Sabbath or Sunday? CATHOLIC ANSWERS
Some
religious organizations (Seventh-day Adventists, Seventh-Day Baptists, and
certain others) claim that Christians must not worship on Sunday but on
Saturday, the Jewish Sabbath. They claim that, at some unnamed time after the
apostolic age, the Church "changed" the day of worship from Saturday
to Sunday.
However,
passages of Scripture such as Acts 20:7, 1 Corinthians 16:2, Colossians
2:16-17, and Revelation 1:10 indicate that, even during New Testament times,
the Sabbath is no longer binding and that Christians are to worship on the
Lord’s day, Sunday, instead.
The
early Church Fathers compared the observance of the Sabbath to the observance
of the rite of circumcision, and from that they demonstrated that if the
apostles abolished circumcision (Gal. 5:1-6), so also the observance of the
Sabbath must have been abolished. The following quotations show that the first
Christians understood this principle and gathered for worship on Sunday.
The
Didache
"But
every Lord’s day . . . gather yourselves together and break bread, and give
thanksgiving after having confessed your transgressions, that your sacrifice
may be pure. But let no one that is at variance with his fellow come together
with you, until they be reconciled, that your sacrifice may not be
profaned" (Didache 14 [A.D. 70]).
The
Letter of Barnabas
"We
keep the eighth day [Sunday] with joyfulness, the day also on which Jesus rose
again from the dead" (Letter of Barnabas 15:6–8 [A.D.
74]).
Ignatius
of Antioch
"[T]hose
who were brought up in the ancient order of things [i.e. Jews] have come to the
possession of a new hope, no longer observing the Sabbath, but living in the
observance of the Lord’s day, on which also our life has sprung up again by him
and by his death" (Letter to the Magnesians 8 [A.D. 110]).
Justin
Martyr
"[W]e
too would observe the fleshly circumcision, and the Sabbaths, and in short all
the feasts, if we did not know for what reason they were enjoined [on]

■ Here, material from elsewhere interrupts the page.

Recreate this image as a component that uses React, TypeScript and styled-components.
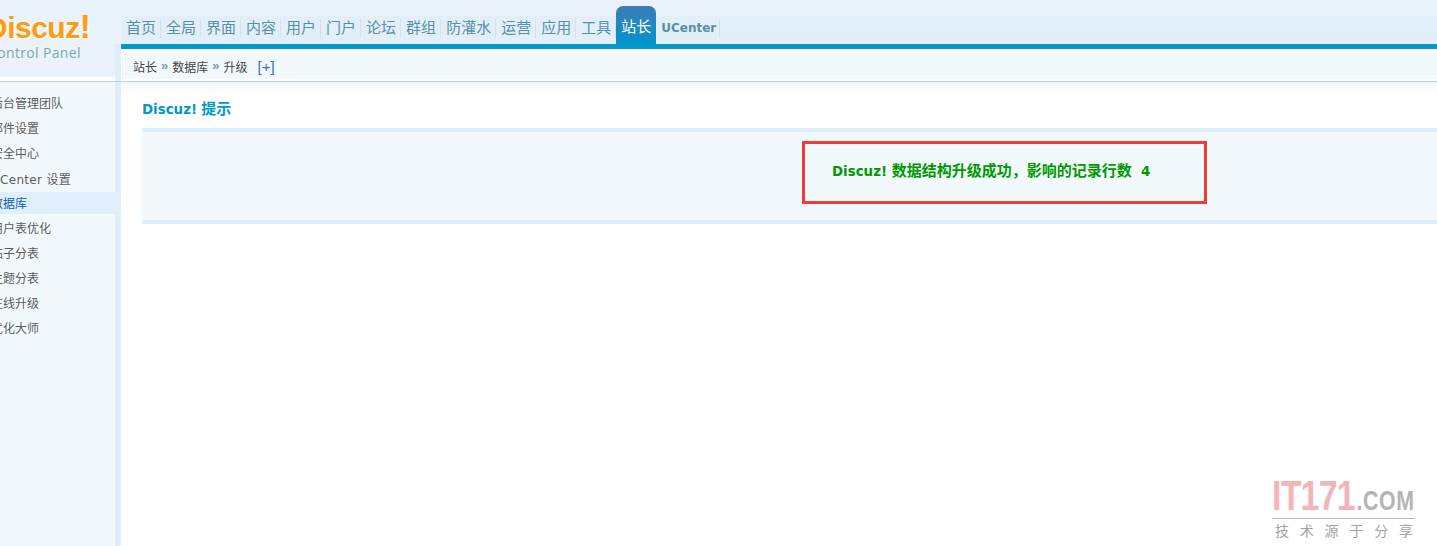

you—namely, on account of your transgressions and the hardness of your heart. .
. . [H]ow is it, Trypho, that we would not observe those rites which do not
harm us—I speak of fleshly circumcision and Sabbaths and feasts? . . . God
enjoined you to keep the Sabbath, and imposed on you other precepts for a sign,
as I have already said, on account of your unrighteousness and that of your
fathers . . ." (Dialogue with Trypho the Jew 18, 21 [A.D.
155]).
"But Sunday is the day on which we all hold our common assembly,
because it is the first day on which God, having wrought a change in the darkness
and matter, made the world; and Jesus Christ our Savior on the same day rose
from the dead" (First Apology 67 [A.D. 155]).
Tertullian
"[L]et
him who contends that the Sabbath is still to be observed as a balm of
salvation, and circumcision on the eighth day . . . teach us that, for the time
past, righteous men kept the Sabbath or practiced circumcision, and were thus
rendered ‘friends of God.’ For if circumcision purges a man, since God made
Adam uncircumcised, why did he not circumcise him, even after his sinning, if
circumcision purges? . . . Therefore, since God originated Adam uncircumcised
and unobservant of the Sabbath, consequently his offspring also, Abel, offering
him sacrifices, uncircumcised and unobservant of the Sabbath, was by him [God]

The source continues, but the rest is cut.